Sementara itu, apa yang telah terjadi dengan istri John, Chantal? Ia menceritakan pengalamannya, ”Saya berhasil melarikan diri dari rumah bersama bayi kami pada tanggal 8 April. Saya bertemu dua saudari, Immaculée, yang kartu identitasnya menunjukkan bahwa dia orang Hutu, dan Suzanne, orang Tutsi. Kami bermaksud pergi ke Bugesera, sebuah kota kira-kira 50 kilometer jauhnya, tempat kedua anak saya tinggal bersama orang tua saya. Namun, kami mendengar bahwa di sana ada pengadang-pengadang jalan yang memblokir semua jalan ke luar kota, maka kami memutuskan pergi ke desa terdekat di daerah pinggiran Kigali. Di sana ada kerabat Immaculée bernama Gahizi, yang juga seorang Saksi Yehuwa. Gahizi, orang Hutu, menyambut kami dan melakukan apa pun untuk membantu kami meski diancam para tetangga. Ketika tentara pemerintah dan Interahamwe tahu bahwa Gahizi telah melindungi orang Tutsi, mereka menembak dia.

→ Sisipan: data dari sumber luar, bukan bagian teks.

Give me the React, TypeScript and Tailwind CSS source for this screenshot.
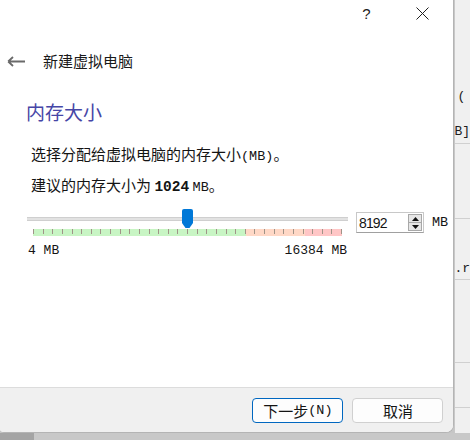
import React from "react";

export default function App() {
  const ticks = Array.from({ length: 33 });
  return (
    <div className="w-[470px] h-[440px] flex flex-col bg-[#c6c6c6] overflow-hidden font-['Noto_Sans_CJK_SC',sans-serif] text-[#141414]">
      <div className="flex h-[433px]">
        <div className="w-[459px] h-full flex flex-col bg-white border-r border-b border-[#b4b4b4] rounded-br-[8px] rounded-bl-[4px] overflow-hidden">
          {/* title bar */}
          <div className="h-[26px] flex justify-end items-center pr-[8px] gap-[10px]">
            <div className="w-[46px] flex justify-center text-[15px] leading-none font-['Liberation_Sans',sans-serif] text-[#202020]">?</div>
            <div className="w-[46px] flex justify-center">
              <svg width="13" height="13" viewBox="0 0 13 13">
                <path d="M0.5 0.5 L12.5 12.5 M12.5 0.5 L0.5 12.5" stroke="#202020" strokeWidth="1" fill="none" />
              </svg>
            </div>
          </div>
          {/* header */}
          <div className="mt-[24px] h-[22px] flex items-center pl-[7px]">
            <svg width="18" height="11" viewBox="0 0 18 11">
              <path d="M1.2 5.5 H18 M1.2 5.5 L6 1 M1.2 5.5 L6 10" stroke="#6a6a6a" strokeWidth="1.8" fill="none" />
            </svg>
            <span className="ml-[18px] text-[15px] leading-[22px] text-[#1a1a1a]">新建虚拟电脑</span>
          </div>
          {/* heading */}
          <div className="mt-[27px] pl-[26px] text-[19px] leading-[26px] text-[#4646a6]">内存大小</div>
          <div className="mt-[19px] pl-[31px] text-[15px] leading-[20px]">
            选择分配给虚拟电脑的内存大小<span className="font-['Liberation_Mono',monospace] text-[13.5px]">(MB)</span>。
          </div>
          <div className="mt-[8px] pl-[31px] text-[15px] leading-[20px]">
            建议的内存大小为 <span className="font-['Liberation_Mono',monospace] text-[14.5px] font-bold">1024</span>{" "}
            <span className="font-['Liberation_Mono',monospace] text-[13.5px]">MB</span>。
          </div>
          {/* slider row */}
          <div className="mt-[11px] pl-[27px] flex items-start">
            <div className="w-[321px] flex flex-col">
              <div className="relative h-[20px]">
                <div className="mt-[8px] h-[4px] bg-[#e2e2e2] border-t border-b border-[#cfcfcf]" />
                <svg className="absolute top-0 left-[155px]" width="11" height="19" viewBox="0 0 11 19">
                  <path d="M0 2 Q0 0 2 0 H9 Q11 0 11 2 V14 L7.5 19 H3.5 L0 14 Z" fill="#0078d7" />
                </svg>
              </div>
              <div className="ml-[6px] w-[309px] h-[7px] relative flex">
                <div className="w-[213px] bg-[#c8f5c4]" />
                <div className="w-[59px] bg-[#ffd8c6]" />
                <div className="flex-1 bg-[#ffc6c6]" />
                <div className="absolute inset-0 flex justify-between">
                  {ticks.map((_, i) => (
                    <div key={i} className="w-[1px] h-[5px] bg-[#a09488]" />
                  ))}
                </div>
              </div>
              <div className="mt-[7px] flex justify-between pl-[1px] pr-[1px] font-['Liberation_Mono',monospace] text-[13px] leading-[15px]">
                <span>4 MB</span>
                <span>16384 MB</span>
              </div>
            </div>
            <div className="ml-[8px] mt-[3px] w-[68px] h-[21px] border border-[#c8c8c8] border-b-[#a0a0a0] bg-white flex items-center">
              <span className="pl-[2px] flex-1 font-['Liberation_Sans',sans-serif] text-[14px] tracking-[-0.9px] leading-none">8192</span>
              <div className="mr-[1px] w-[14px] h-[17px] border border-[#a8a8a8] bg-[#e6e6e6] flex flex-col">
                <div className="flex-1 flex items-center justify-center border-b border-[#a8a8a8]">
                  <svg width="7" height="4" viewBox="0 0 7 4"><path d="M3.5 0 L7 4 H0 Z" fill="#111" /></svg>
                </div>
                <div className="flex-1 flex items-center justify-center">
                  <svg width="7" height="4" viewBox="0 0 7 4"><path d="M0 0 H7 L3.5 4 Z" fill="#111" /></svg>
                </div>
              </div>
            </div>
            <span className="ml-[8px] mt-[6px] font-['Liberation_Mono',monospace] text-[13.5px] leading-[15px]">MB</span>
          </div>
          <div className="flex-1" />
          {/* footer */}
          <div className="h-[45px] border-t border-[#dcdcdc] bg-[#f0f0f0] flex justify-end items-start pt-[10px] pr-[10px] gap-[9px]">
            <button className="w-[91px] h-[25px] rounded-[4px] border border-[#0067c0] bg-[#fdfdfd] text-[15px] leading-none flex items-center justify-center">
              下一步<span className="font-['Liberation_Mono',monospace] text-[13.5px]">(N)</span>
            </button>
            <button className="w-[91px] h-[25px] rounded-[4px] border border-[#d0d0d0] bg-[#fdfdfd] text-[15px] leading-none flex items-center justify-center">
              取消
            </button>
          </div>
        </div>
        {/* background window strip */}
        <div className="flex-1 bg-[#f0f0f0] border-l border-[#c8c8c8] flex flex-col font-['Liberation_Mono',monospace] text-[13px] leading-[15px] text-[#202020]">
          <div className="mt-[89px] pl-[2px]">(</div>
          <div className="mt-[20px] -ml-[1px]">B]</div>
          <div className="mt-[4px] h-[1px] bg-[#d0d0d0]" />
          <div className="mt-[74px] h-[1px] bg-[#d0d0d0]" />
          <div className="mt-[42px] -ml-[1px]">.r</div>
          <div className="mt-[3px] h-[1px] bg-[#d0d0d0]" />
          <div className="mt-[82px] h-[1px] bg-[#d0d0d0]" />
          <div className="mt-[44px] h-[1px] bg-[#d0d0d0]" />
        </div>
      </div>
      <div className="flex h-[7px]">
        <div className="w-[34px] bg-[#a4a4a4]" />
        <div className="flex-1 bg-[#c8c8c8]" />
      </div>
    </div>
  );
}
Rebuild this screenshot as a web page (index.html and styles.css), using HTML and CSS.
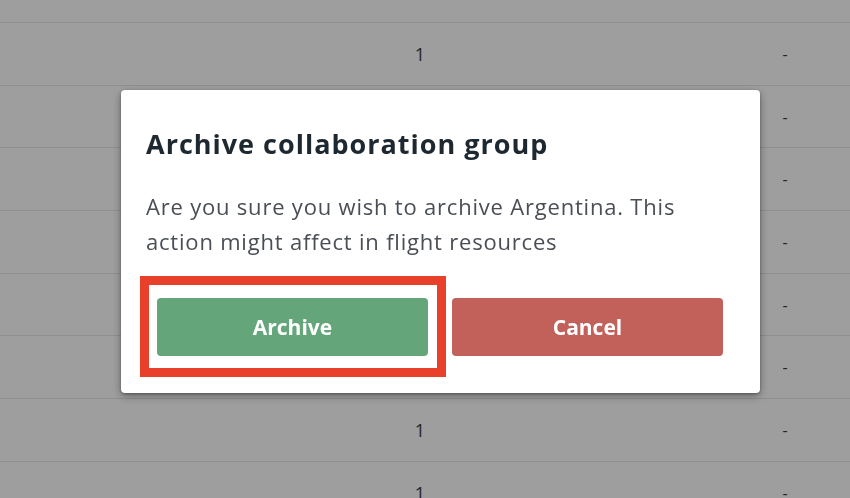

”Setelah membunuh Gahizi, para tentara membawa kami ke sungai untuk membunuh kami. Kami sangat ketakutan dan menunggu dibunuh. Tiba-tiba, mulai ada pertengkaran sengit di antara tentara-tentara itu, dan salah seorang mengatakan, ’Wanita-wanita jangan dibunuh. Nanti kita sial. Yang kita bunuh sekarang hanya prianya.’ Lalu, salah seorang saudara yang membuntuti kami, André Twahirwa, yang baru saja dibaptis minggu sebelumnya, berhasil membawa kami ke tempatnya meski diprotes para tetangga. Keesokan harinya, ia menemani kami kembali ke Kigali, di mana ia berharap menemukan tempat yang aman bagi kami. Ia membantu kami melewati beberapa pengadang jalan yang sangat berbahaya. Immaculée menggendong bayi saya supaya jika kami ditahan, bayi itu bisa selamat. Saya dan Suzanne telah merobek kartu identitas kami agar tidak ketahuan bahwa kami orang Tutsi.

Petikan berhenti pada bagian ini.